-- Start DATA EXCERPTS --

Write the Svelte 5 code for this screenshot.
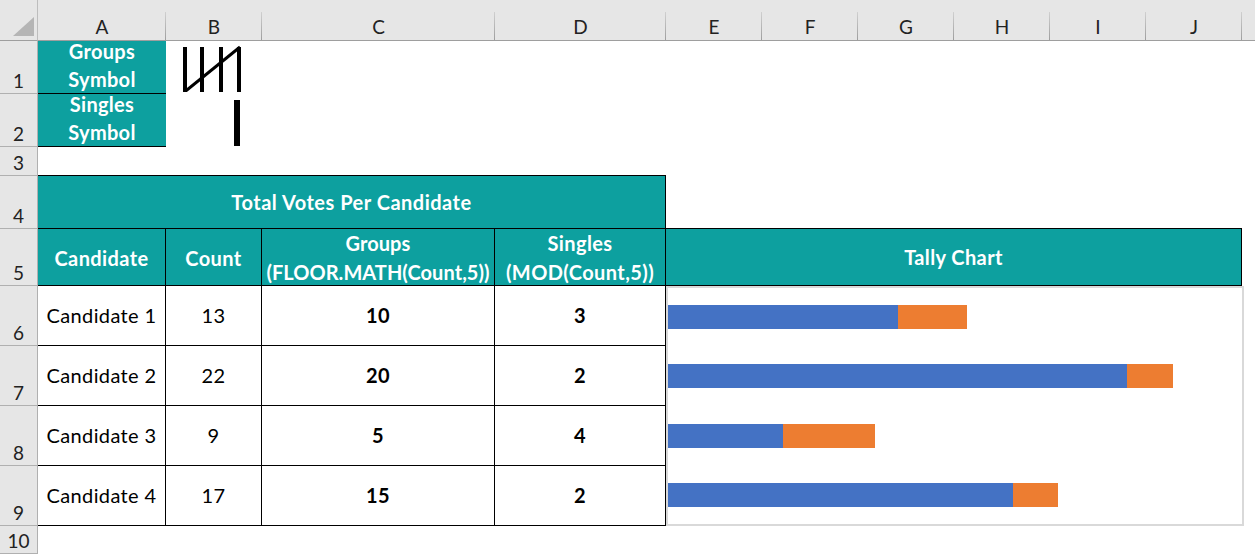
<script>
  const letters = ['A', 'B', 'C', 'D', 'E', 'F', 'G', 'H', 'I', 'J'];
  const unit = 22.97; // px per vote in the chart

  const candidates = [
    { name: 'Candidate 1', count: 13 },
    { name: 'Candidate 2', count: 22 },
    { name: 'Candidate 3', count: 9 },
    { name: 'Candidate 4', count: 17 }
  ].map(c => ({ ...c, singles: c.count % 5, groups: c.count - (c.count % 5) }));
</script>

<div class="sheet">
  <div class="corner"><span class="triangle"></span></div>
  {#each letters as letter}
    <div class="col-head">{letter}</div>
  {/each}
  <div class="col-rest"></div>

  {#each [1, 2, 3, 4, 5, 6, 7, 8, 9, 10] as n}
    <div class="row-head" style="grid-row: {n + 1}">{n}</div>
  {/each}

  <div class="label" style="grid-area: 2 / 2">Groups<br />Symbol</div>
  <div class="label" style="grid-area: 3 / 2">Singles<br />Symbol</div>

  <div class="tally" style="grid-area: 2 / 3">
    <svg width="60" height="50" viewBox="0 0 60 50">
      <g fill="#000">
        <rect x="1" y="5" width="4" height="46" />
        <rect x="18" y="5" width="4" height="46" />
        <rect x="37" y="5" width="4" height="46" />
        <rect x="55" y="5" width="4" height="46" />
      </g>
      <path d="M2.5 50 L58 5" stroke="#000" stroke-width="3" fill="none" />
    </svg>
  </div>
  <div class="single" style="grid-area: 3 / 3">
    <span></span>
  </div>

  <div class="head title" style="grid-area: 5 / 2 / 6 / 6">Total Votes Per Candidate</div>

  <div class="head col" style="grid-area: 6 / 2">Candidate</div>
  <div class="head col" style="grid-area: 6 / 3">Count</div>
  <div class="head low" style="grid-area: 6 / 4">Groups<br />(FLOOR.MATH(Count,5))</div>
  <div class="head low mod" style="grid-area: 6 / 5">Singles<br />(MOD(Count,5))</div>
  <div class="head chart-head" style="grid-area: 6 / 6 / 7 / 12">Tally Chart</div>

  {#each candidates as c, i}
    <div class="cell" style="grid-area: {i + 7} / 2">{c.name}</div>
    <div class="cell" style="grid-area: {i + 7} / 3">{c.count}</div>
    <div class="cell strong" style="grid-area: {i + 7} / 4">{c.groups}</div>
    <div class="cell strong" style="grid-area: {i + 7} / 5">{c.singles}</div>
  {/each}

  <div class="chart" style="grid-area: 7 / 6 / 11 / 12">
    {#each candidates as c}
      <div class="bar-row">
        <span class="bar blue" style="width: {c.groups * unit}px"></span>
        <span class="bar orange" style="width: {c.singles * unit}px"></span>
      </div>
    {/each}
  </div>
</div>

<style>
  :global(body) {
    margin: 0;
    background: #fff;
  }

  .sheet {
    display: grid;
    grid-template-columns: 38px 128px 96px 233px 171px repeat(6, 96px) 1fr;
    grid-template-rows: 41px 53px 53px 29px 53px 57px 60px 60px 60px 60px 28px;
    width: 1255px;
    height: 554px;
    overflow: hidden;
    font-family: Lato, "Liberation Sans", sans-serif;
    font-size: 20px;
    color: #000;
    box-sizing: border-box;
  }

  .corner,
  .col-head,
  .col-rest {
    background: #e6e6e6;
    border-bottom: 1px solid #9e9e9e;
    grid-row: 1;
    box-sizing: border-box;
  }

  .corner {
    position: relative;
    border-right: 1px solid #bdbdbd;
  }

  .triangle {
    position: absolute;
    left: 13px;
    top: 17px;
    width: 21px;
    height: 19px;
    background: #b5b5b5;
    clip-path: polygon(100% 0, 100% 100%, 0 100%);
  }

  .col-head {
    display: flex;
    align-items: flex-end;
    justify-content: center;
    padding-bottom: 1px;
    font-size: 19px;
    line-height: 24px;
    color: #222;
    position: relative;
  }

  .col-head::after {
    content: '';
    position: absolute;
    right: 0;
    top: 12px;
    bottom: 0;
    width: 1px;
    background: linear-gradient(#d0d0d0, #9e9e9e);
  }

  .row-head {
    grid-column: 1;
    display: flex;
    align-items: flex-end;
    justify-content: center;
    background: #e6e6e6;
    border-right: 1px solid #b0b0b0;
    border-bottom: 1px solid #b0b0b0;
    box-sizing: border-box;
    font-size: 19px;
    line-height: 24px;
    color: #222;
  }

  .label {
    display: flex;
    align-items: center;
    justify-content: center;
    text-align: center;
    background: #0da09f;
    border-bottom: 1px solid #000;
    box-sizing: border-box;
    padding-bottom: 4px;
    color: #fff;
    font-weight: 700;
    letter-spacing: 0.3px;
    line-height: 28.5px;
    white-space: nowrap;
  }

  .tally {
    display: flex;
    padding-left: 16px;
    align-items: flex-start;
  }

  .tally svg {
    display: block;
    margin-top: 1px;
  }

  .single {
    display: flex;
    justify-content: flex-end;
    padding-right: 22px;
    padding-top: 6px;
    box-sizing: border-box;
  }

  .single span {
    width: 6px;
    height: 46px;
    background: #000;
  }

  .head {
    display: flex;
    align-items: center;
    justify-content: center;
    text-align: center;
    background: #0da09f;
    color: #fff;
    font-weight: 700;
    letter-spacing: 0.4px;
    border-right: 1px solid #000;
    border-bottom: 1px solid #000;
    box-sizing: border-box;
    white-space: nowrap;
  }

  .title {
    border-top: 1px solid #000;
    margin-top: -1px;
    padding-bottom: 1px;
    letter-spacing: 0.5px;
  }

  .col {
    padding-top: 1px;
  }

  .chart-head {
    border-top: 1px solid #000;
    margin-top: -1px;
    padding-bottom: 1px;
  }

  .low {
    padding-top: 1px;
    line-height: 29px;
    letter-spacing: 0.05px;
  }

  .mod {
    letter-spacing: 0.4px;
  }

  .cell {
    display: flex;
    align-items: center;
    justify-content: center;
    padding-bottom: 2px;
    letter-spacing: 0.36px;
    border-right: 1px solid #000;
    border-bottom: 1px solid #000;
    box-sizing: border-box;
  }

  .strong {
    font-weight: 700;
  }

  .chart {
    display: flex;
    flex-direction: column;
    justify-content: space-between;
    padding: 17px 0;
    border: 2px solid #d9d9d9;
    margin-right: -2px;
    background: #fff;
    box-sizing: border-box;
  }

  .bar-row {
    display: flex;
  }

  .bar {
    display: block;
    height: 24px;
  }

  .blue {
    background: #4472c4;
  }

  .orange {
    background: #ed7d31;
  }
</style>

-- End DATA EXCERPTS --
-- Start DATA EXCERPTS --

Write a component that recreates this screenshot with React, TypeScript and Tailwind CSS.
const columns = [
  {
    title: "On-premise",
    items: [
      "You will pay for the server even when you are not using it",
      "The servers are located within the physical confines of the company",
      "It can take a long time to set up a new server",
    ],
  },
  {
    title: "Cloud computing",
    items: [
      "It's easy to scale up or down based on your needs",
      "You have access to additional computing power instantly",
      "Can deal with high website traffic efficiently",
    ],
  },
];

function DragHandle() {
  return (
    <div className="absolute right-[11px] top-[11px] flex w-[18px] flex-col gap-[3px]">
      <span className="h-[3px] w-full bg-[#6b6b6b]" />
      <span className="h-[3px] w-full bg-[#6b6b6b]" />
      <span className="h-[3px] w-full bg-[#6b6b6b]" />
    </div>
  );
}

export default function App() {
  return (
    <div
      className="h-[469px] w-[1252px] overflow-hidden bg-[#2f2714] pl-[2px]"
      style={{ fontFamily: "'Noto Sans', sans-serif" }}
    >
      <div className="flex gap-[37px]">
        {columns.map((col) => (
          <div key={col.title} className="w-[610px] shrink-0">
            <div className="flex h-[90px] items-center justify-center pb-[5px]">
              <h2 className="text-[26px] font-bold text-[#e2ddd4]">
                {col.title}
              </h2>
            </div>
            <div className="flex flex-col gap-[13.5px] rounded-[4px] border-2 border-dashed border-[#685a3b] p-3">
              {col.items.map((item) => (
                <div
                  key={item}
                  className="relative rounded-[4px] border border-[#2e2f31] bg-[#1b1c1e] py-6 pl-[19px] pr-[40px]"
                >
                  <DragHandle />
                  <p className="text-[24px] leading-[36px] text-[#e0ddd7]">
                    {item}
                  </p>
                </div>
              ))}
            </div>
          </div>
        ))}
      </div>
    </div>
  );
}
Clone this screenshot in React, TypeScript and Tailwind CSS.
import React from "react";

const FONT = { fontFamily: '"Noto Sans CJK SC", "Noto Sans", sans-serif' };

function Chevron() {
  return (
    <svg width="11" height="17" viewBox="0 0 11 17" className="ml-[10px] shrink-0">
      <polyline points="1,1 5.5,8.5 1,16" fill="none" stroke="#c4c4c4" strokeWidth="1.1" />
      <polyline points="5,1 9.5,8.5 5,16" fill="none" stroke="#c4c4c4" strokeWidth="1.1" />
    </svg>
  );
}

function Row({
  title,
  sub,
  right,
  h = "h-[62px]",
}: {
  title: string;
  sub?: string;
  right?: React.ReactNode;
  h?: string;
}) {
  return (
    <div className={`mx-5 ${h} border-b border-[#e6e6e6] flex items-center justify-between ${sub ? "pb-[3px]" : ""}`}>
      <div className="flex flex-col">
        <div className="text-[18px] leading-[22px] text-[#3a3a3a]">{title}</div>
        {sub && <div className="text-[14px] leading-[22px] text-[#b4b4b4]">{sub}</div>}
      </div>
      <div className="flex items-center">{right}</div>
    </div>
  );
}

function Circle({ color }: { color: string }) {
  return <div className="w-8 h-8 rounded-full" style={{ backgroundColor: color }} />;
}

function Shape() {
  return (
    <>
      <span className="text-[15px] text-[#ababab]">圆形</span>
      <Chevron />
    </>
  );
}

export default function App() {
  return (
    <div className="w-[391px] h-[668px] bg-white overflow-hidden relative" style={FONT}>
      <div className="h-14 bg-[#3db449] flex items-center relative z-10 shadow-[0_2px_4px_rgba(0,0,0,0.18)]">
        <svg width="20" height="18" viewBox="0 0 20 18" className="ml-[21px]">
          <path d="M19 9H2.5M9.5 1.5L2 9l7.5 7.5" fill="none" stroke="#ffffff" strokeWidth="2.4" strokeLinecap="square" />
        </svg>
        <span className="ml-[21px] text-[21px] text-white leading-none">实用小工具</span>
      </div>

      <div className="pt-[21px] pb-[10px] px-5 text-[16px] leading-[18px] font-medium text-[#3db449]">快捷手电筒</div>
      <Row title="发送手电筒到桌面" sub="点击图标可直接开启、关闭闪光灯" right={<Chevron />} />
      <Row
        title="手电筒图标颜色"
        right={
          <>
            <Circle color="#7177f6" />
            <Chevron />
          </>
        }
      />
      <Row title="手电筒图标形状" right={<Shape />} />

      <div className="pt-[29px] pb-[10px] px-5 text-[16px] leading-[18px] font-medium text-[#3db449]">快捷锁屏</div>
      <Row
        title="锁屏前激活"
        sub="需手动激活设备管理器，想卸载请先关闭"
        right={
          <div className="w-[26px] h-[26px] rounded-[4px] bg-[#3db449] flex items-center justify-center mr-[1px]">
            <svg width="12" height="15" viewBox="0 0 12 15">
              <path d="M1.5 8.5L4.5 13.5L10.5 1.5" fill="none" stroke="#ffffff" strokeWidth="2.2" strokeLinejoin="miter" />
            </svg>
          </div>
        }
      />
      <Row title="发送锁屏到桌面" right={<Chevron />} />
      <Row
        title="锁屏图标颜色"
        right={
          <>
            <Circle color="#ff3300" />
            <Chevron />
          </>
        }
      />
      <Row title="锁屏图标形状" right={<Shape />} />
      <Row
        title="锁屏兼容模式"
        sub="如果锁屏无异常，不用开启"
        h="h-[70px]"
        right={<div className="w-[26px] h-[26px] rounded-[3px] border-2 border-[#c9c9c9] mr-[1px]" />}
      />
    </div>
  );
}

-- End DATA EXCERPTS --

PROBLEM DESCRIPTION:
Look through the material and copy each line that has "React".

SOLUTION:
Write a component that recreates this screenshot with React, TypeScript and Tailwind CSS.
Clone this screenshot in React, TypeScript and Tailwind CSS.
import React from "react";
  right?: React.ReactNode;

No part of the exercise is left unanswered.